-- COLLECTED MATERIAL --

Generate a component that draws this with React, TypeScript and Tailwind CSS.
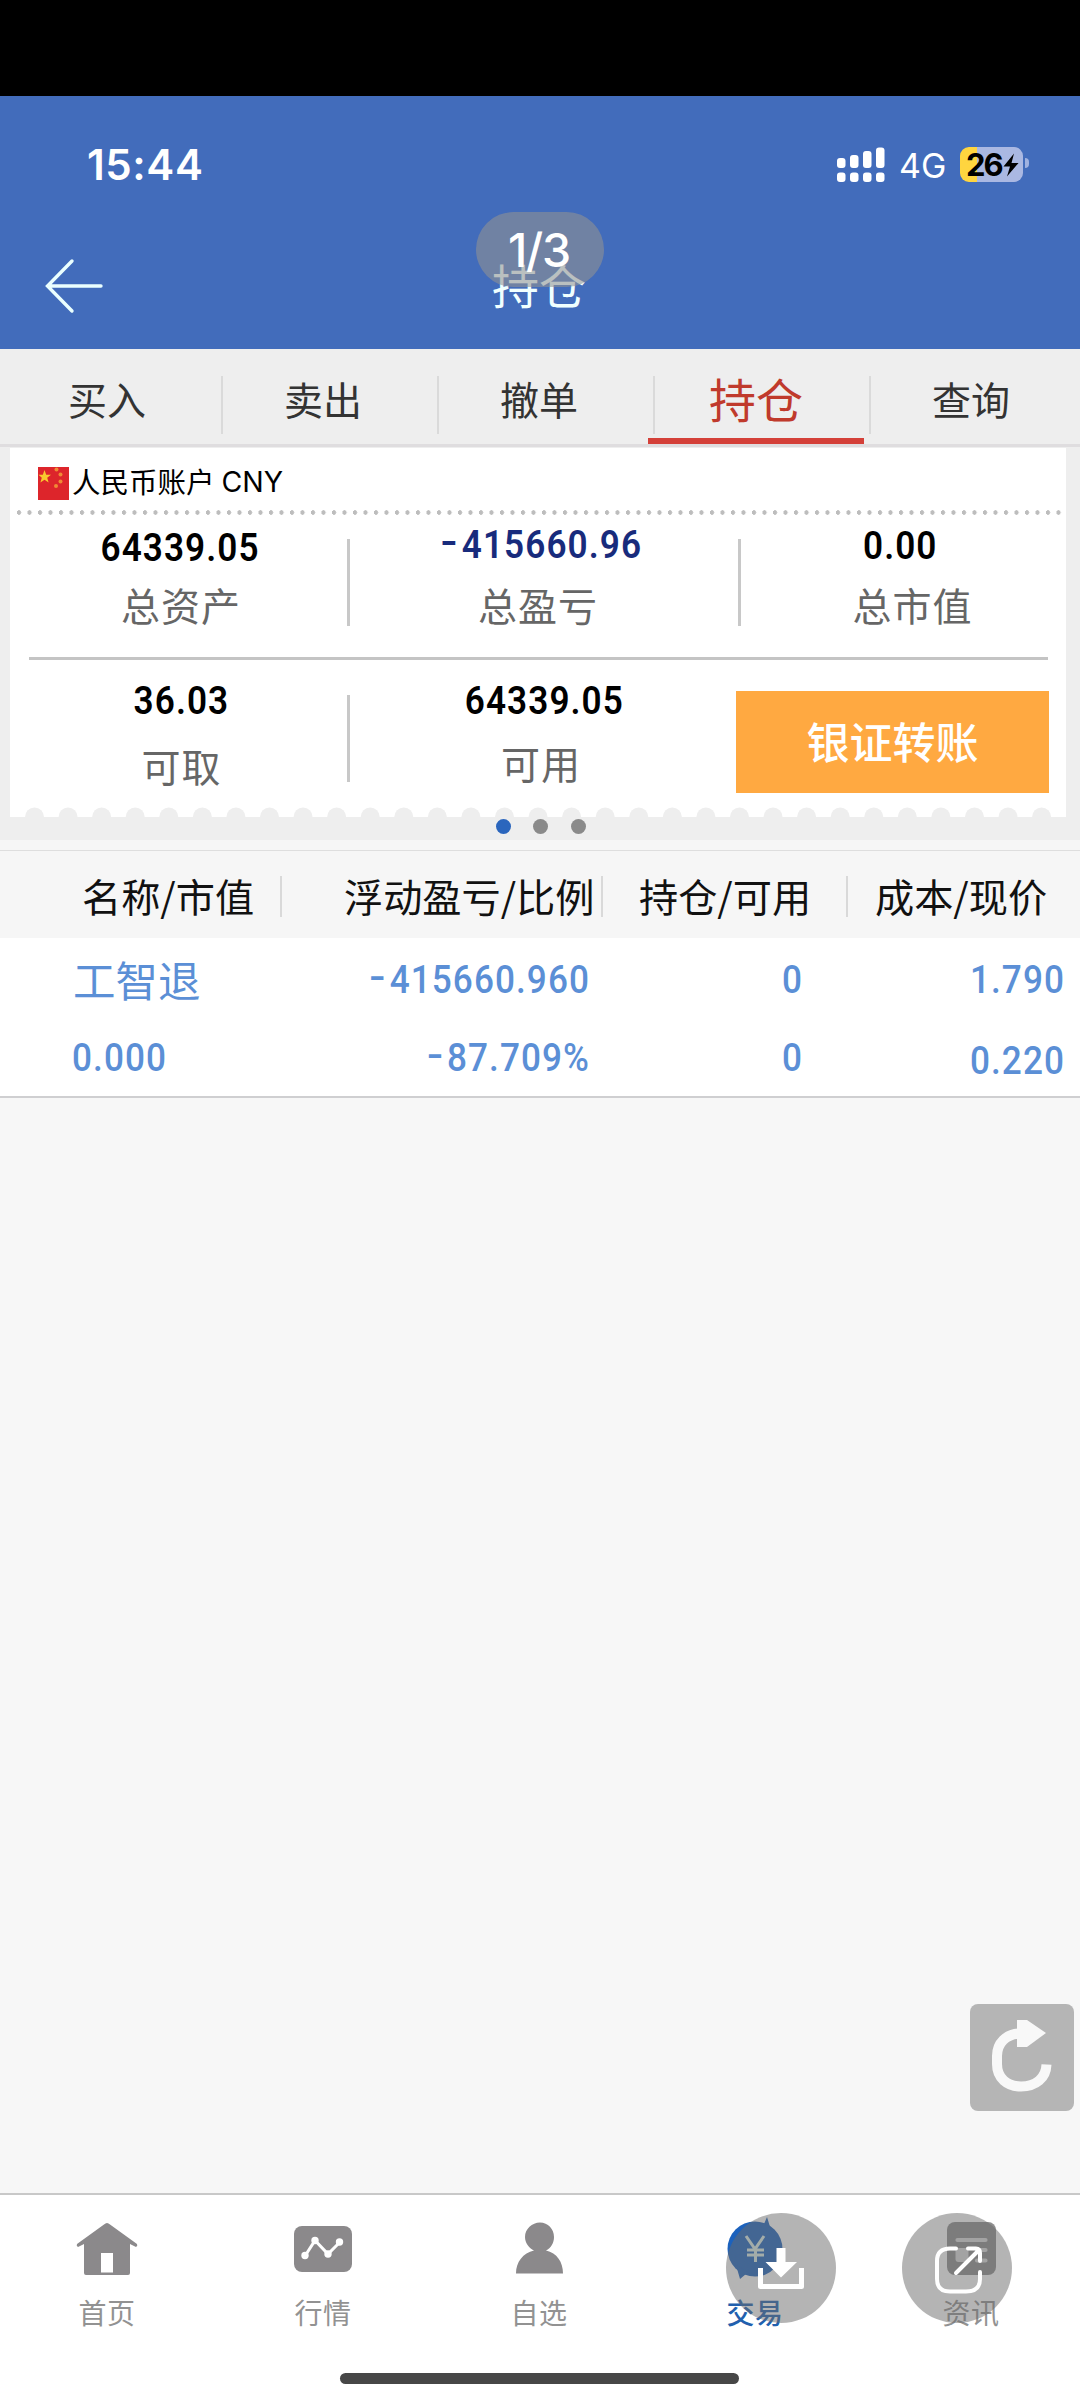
import React from "react";

const cjk = "font-['Noto_Sans_CJK_SC',sans-serif]";
const num = "font-['Roboto','Noto_Sans_CJK_SC',sans-serif]";

function StatusBar() {
  return (
    <div className="flex h-[136px] items-start pt-[49px] pl-[87px] text-white">
      <div className="w-[750px] text-[42px] leading-[40px] font-semibold tracking-[0.6px] font-['Inter',sans-serif]">15:44</div>
      <svg width="48" height="36" viewBox="0 0 48 36" className="mt-[2px] fill-white">
        <rect x="0" y="11" width="8.500" height="10" rx="3" />
        <rect x="13" y="8" width="8.500" height="13" rx="3" />
        <rect x="26" y="4" width="8.500" height="17" rx="3" />
        <rect x="39" y="0.500" width="8.500" height="20.500" rx="3" />
        <rect x="0" y="25.500" width="8.500" height="9.500" rx="3" />
        <rect x="13" y="25.500" width="8.500" height="9.500" rx="3" />
        <rect x="26" y="25.500" width="8.500" height="9.500" rx="3" />
        <rect x="39" y="25.500" width="8.500" height="9.500" rx="3" />
      </svg>
      <div className="ml-[14px] w-[61px] pt-[1px] text-[34px] leading-[40px] font-['Inter',sans-serif]">4G</div>
      <div className="mt-[2px] flex h-[35px] w-[63px] items-center overflow-hidden rounded-[9px] bg-[linear-gradient(90deg,#ffd53f_27%,#aab8e2_27%)] pl-[6px] text-black">
        <span className="text-[31px] leading-none font-bold tracking-[-2px] font-['Inter',sans-serif]">26</span>
        <svg width="16" height="24" viewBox="0 0 16 24" className="ml-[1px] fill-black">
          <path d="M11 0.500 L0.500 13.500 H7 L4 23.500 L15.500 10 H8.500 Z" />
        </svg>
      </div>
      <div className="mt-[13px] ml-[2px] h-[10px] w-[4px] rounded-r-full bg-[#a0b2e0]" />
    </div>
  );
}

function Header() {
  return (
    <header className="h-[253px] bg-[#426cbb]">
      <StatusBar />
      <div className="relative flex h-[117px] items-start">
        <svg width="60" height="56" viewBox="0 0 60 56" className="mt-[26px] ml-[44px] fill-none stroke-[#eaffff]" strokeWidth="3.400" strokeLinecap="round">
          <path d="M57 28 H4 M28 3 L3.500 28 L28 53" />
        </svg>
        <h1 className={`absolute top-[28px] left-0 w-[1078px] text-center text-[47px] leading-[48px] text-[#f0ffff] ${cjk}`}>持仓</h1>
        <div className="absolute -top-[20px] left-[476px] flex h-[75px] w-[128px] justify-center rounded-full bg-[rgba(147,147,147,0.58)] pt-[14px] pr-[2px] text-[46.500px] leading-[48px] font-medium tracking-[-1.2px] text-white font-['Inter',sans-serif]">
          1/3
        </div>
      </div>
    </header>
  );
}

function Tabs() {
  const tabs = ["买入", "卖出", "撤单", "持仓", "查询"];
  return (
    <nav className={`flex h-[98px] border-b-[3px] border-[#dfdddf] bg-[#eeeeee] ${cjk}`}>
      {tabs.map((t, i) =>
        i === 3 ? (
          <div key={t} className="relative flex h-[95px] w-[216px] justify-center border-b-[6px] border-[#d44039] pt-[25px] text-[47px] leading-[48px] text-[#c03a2c]">
            {t}
            <i className="absolute top-[27px] left-[5px] h-[58px] w-[2px] bg-[#dadada]" />
          </div>
        ) : (
          <div key={t} className="relative flex h-[95px] w-[216px] justify-center pt-[25px] pr-[2px] text-[39px] leading-[48px] text-[#333]">
            {t}
            {i > 0 && <i className="absolute top-[27px] left-[5px] h-[58px] w-[2px] bg-[#dadada]" />}
          </div>
        )
      )}
    </nav>
  );
}

function Flag() {
  return (
    <svg width="31" height="33" viewBox="0 0 31 33" className="mt-[19px] ml-[28px]">
      <rect width="31" height="33" fill="#dd252b" />
      <path d="M6.500 3 L8.200 7.800 H13 L9.200 10.800 L10.600 15.600 L6.500 12.700 L2.400 15.600 L3.800 10.800 L0.500 7.800 H4.800 Z" fill="#f9c92e" />
      <g fill="#f08a35">
        <circle cx="18.500" cy="2.500" r="2" />
        <circle cx="22.500" cy="7.500" r="2" />
        <circle cx="22.500" cy="14.500" r="2" />
        <circle cx="18" cy="19" r="2" />
      </g>
    </svg>
  );
}

const numCls = "text-[39.500px] leading-[40px] font-semibold tracking-[1.2px] scale-x-[0.89]";

function Minus() {
  return <span className="mr-[3px] inline-block origin-right -translate-y-[3px] scale-x-[1.35]">-</span>;
}

function AccountCard() {
  return (
    <section className="h-[393px] bg-[#eeeeee] pt-[1px] pl-[10px]">
      <div className="relative h-[369px] w-[1056px] bg-white">
        <div className="flex h-[62px] items-start">
          <Flag />
          <span className={`mt-[13px] ml-[3px] text-[28.500px] leading-[40px] text-black ${cjk}`}>人民币账户</span>
          <span className="mt-[14px] ml-[7px] text-[28.500px] leading-[40px] text-black font-['Inter',sans-serif]">CNY</span>
        </div>
        <div className="ml-[7px] h-[5px] w-[1045px] bg-[radial-gradient(circle_at_2px_2.5px,#bdbdbd_2px,transparent_2.5px)] bg-[length:10.5px_5px]" />
        <div className="flex h-[142px]">
          <div className="flex w-[337px] flex-col items-center pr-[2px]">
            <div className={`mt-[13px] pl-[6px] text-black ${numCls} ${num}`}>64339.05</div>
            <div className={`mt-[12px] pr-[4px] pl-[11px] text-[39px] leading-[48px] tracking-[1px] text-[#666] ${cjk}`}>总资产</div>
          </div>
          <div className="mt-[24px] h-[87px] w-[3px] bg-[#c8c8c8]" />
          <div className="flex w-[388px] flex-col items-center">
            <div className={`mt-[10px] text-[#182b7c] ${numCls} ${num}`}><Minus />415660.96</div>
            <div className={`mt-[15px] pr-[12px] text-[39px] leading-[48px] tracking-[1px] text-[#666] ${cjk}`}>总盈亏</div>
          </div>
          <div className="mt-[24px] h-[87px] w-[3px] bg-[#c8c8c8]" />
          <div className="flex w-[325px] flex-col items-center">
            <div className={`mt-[11px] pr-[7px] text-black ${numCls} ${num}`}>0.00</div>
            <div className={`mt-[14px] pl-[18px] text-[39px] leading-[48px] tracking-[1px] text-[#666] ${cjk}`}>总市值</div>
          </div>
        </div>
        <div className="ml-[19px] h-[3px] w-[1019px] bg-[#c4c4c4]" />
        <div className="flex h-[140px]">
          <div className="flex w-[337px] flex-col items-center">
            <div className={`mt-[21px] pl-[6px] text-black ${numCls} ${num}`}>36.03</div>
            <div className={`mt-[20px] pl-[6px] text-[39px] leading-[48px] tracking-[1px] text-[#666] ${cjk}`}>可取</div>
          </div>
          <div className="mt-[35px] h-[87px] w-[3px] bg-[#c8c8c8]" />
          <div className="flex w-[388px] flex-col items-center">
            <div className={`mt-[21px] pl-[1px] text-black ${numCls} ${num}`}>64339.05</div>
            <div className={`mt-[17px] pr-[6px] text-[39px] leading-[48px] tracking-[1px] text-[#666] ${cjk}`}>可用</div>
          </div>
          <button className={`mt-[31px] -ml-[2px] h-[102px] w-[313px] bg-[#ffa941] pb-[4px] text-[43px] leading-[48px] font-medium text-white ${cjk}`}>银证转账</button>
        </div>
        <svg width="1056" height="10" viewBox="0 0 1056 10" className="absolute bottom-0 left-0 fill-[#eeeeee]">
          {Array.from({ length: 31 }, (_, i) => (
            <circle key={i} cx={24.5 + i * 33.57} cy="10" r="9.500" />
          ))}
        </svg>
      </div>
      <div className="flex items-center gap-[22.500px] pt-[2px] pl-[485.500px]">
        <i className="h-[15px] w-[15px] rounded-full bg-[#2b66bd]" />
        <i className="h-[15px] w-[15px] rounded-full bg-[#8a8a8a]" />
        <i className="h-[15px] w-[15px] rounded-full bg-[#8a8a8a]" />
      </div>
    </section>
  );
}

function Holdings() {
  const sep = "mt-[25px] h-[41px] w-[2px] bg-[#d9d9d9]";
  const cell = "origin-right scale-x-[0.89] text-right";
  return (
    <section>
      <div className="h-[98px] bg-[#f6f6f6] pt-[10px]">
        <div className={`flex h-[88px] border-t border-[#dedede] text-[39.200px] leading-[48px] whitespace-nowrap text-[#111] ${cjk}`}>
          <div className="w-[280px] pt-[20px] pl-[82px]">名称/市值</div>
          <i className={sep} />
          <div className="w-[319px] pt-[20px] pl-[62px]">浮动盈亏/比例</div>
          <i className={sep} />
          <div className="w-[243px] pt-[20px] pl-[36px]">持仓/可用</div>
          <i className={sep} />
          <div className="pt-[20px] pl-[27px]">成本/现价</div>
        </div>
      </div>
      <div className={`h-[160px] border-b-2 border-[#cfcfd1] bg-white text-[39.500px] leading-[40px] font-medium tracking-[1.2px] text-[#5b8fd6] ${num}`}>
        <div className="flex h-[80px] pt-[22px]">
          <div className={`-mt-[5px] w-[290px] pl-[73px] text-[42.500px] leading-[48px] font-normal tracking-normal ${cjk}`}>工智退</div>
          <div className={`w-[300px] ${cell}`}><Minus />415660.960</div>
          <div className={`w-[213px] ${cell}`}>0</div>
          <div className={`w-[262px] ${cell}`}>1.790</div>
        </div>
        <div className="flex h-[78px] pt-[20px]">
          <div className="ml-[72px] w-[218px] origin-left scale-x-[0.89]">0.000</div>
          <div className={`w-[300px] ${cell}`}><Minus />87.709%</div>
          <div className={`w-[213px] ${cell}`}>0</div>
          <div className={`w-[262px] pt-[3px] ${cell}`}>0.220</div>
        </div>
      </div>
    </section>
  );
}

function NavItem({ label, color, children }: { label: string; color: string; children: React.ReactNode }) {
  return (
    <div className="flex w-[216px] flex-col items-center pr-[2px]">
      <svg width="72" height="72" viewBox="0 0 72 72" className="mt-[17px]">
        {children}
      </svg>
      <span className={`mt-[8px] text-[28px] leading-[40px] tracking-[0.5px] ${color} ${cjk}`}>{label}</span>
    </div>
  );
}

function BottomNav() {
  return (
    <footer className="relative h-[207px] border-t-2 border-[#c8c8c8] bg-white">
      <div className="flex">
        <NavItem label="首页" color="text-[#929292]">
          <path d="M33 12.500 Q36 9.500 39 12.500 L66 32 Q67 34 65 35 L59 32 V61 Q59 63 57 63 H15 Q13 63 13 61 V32 L7 35 Q5 34 6 32 Z" fill="#8b898b" />
          <rect x="30" y="41" width="12" height="19.500" fill="#fff" />
        </NavItem>
        <NavItem label="行情" color="text-[#929292]">
          <rect x="7" y="14" width="58" height="46" rx="8" fill="#8b898b" />
          <path d="M18 44 L28 28.500 L41 42 L53 30" fill="none" stroke="#fff" strokeWidth="3" />
          <g fill="#fff">
            <circle cx="18" cy="43.500" r="3.700" />
            <circle cx="28" cy="28.500" r="3.700" />
            <circle cx="41" cy="42" r="3.700" />
            <circle cx="52.500" cy="30" r="3.700" />
          </g>
        </NavItem>
        <NavItem label="自选" color="text-[#929292]">
          <path d="M37 10.500 C45 10.500 51 17 51 25 C51 31 48 36 43 38.500 C54 41 60 50 60 61.500 H13 C13 50 20 41 31 38.500 C26 36 22 31 22 25 C22 17 29 10.500 37 10.500 Z" fill="#8b898b" />
        </NavItem>
        <NavItem label="交易" color="text-[#2160ae] font-medium">
          <circle cx="36" cy="37" r="27.500" fill="#1c62bd" />
          <path d="M36 10 L45 12 L48 5 L52 18 L60 28 Z M17 53 L21 67 L27 62 L36 64 Z" fill="#1c62bd" />
          <path d="M27 24 L36 37 L45 24 M28 38 H45 M28 43 H45 M36.500 37 V50" fill="none" stroke="#dcefe8" strokeWidth="3" />
        </NavItem>
        <NavItem label="资讯" color="text-[#929292]">
          <rect x="12" y="10" width="49" height="53" rx="8" fill="#8f8f8f" />
          <path d="M22.500 28 H50.500 M42 38 H50.500 M42 48.500 H50.500" stroke="#dcdcdc" strokeWidth="4.200" strokeLinecap="round" />
          <rect x="20.500" y="36" width="13" height="14" rx="3" fill="#dcdcdc" />
        </NavItem>
      </div>
      <div className="absolute top-[18px] left-[726px] h-[110px] w-[110px] rounded-full bg-[rgba(105,105,105,0.5)]">
        <svg width="110" height="110" viewBox="0 0 110 110">
          <path d="M50.500 35 H59.500 V49 H71 L55 64.500 L39.500 49 H50.500 Z" fill="#fff" />
          <path d="M34.500 55 V73.500 H75.500 V55" fill="none" stroke="#fff" strokeWidth="5" strokeLinejoin="round" />
        </svg>
      </div>
      <div className="absolute top-[18px] left-[902px] h-[110px] w-[110px] rounded-full bg-[rgba(105,105,105,0.5)]">
        <svg width="110" height="110" viewBox="0 0 110 110" fill="none" stroke="#fff" strokeWidth="4" strokeLinecap="round" strokeLinejoin="round">
          <path d="M54 35.500 H48 Q35 35.500 35 48 V66 Q35 78.500 48 78.500 H64 Q78 78.500 78 66 V59" />
          <path d="M66 35.500 H74 Q78 35.500 78 40 V48 M77 37 L54 60" />
        </svg>
      </div>
      <div className="absolute top-[178px] left-[340px] h-[11px] w-[399px] rounded-full bg-[#474747]" />
    </footer>
  );
}

export default function App() {
  return (
    <div className="flex h-[2400px] w-[1080px] flex-col overflow-hidden bg-[#f7f7f7]">
      <div className="h-[96px] bg-black" />
      <Header />
      <Tabs />
      <AccountCard />
      <Holdings />
      <main className="flex flex-1 items-end justify-end pr-[6px] pb-[82px]">
        <div className="h-[107px] w-[104px] rounded-[8px] bg-[#b5b5b5]">
          <svg width="104" height="107" viewBox="0 0 104 107">
            <path d="M50 29.500 C36 30 27 39 27 52 V60 C27 74 37 82.500 51 82.500 C66 82.500 76 74 76.500 60.500" fill="none" stroke="#f8f8f8" strokeWidth="10" />
            <path d="M47 16 H57 L76 29 L57 43 H47 Z" fill="#f8f8f8" />
          </svg>
        </div>
      </main>
      <BottomNav />
    </div>
  );
}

-- EXERCISE --
Find the lines that include the string "React", then copy each of them.

-- SOLUTION TO THIS PROBLEM --
Generate a component that draws this with React, TypeScript and Tailwind CSS.
import React from "react";
function NavItem({ label, color, children }: { label: string; color: string; children: React.ReactNode }) {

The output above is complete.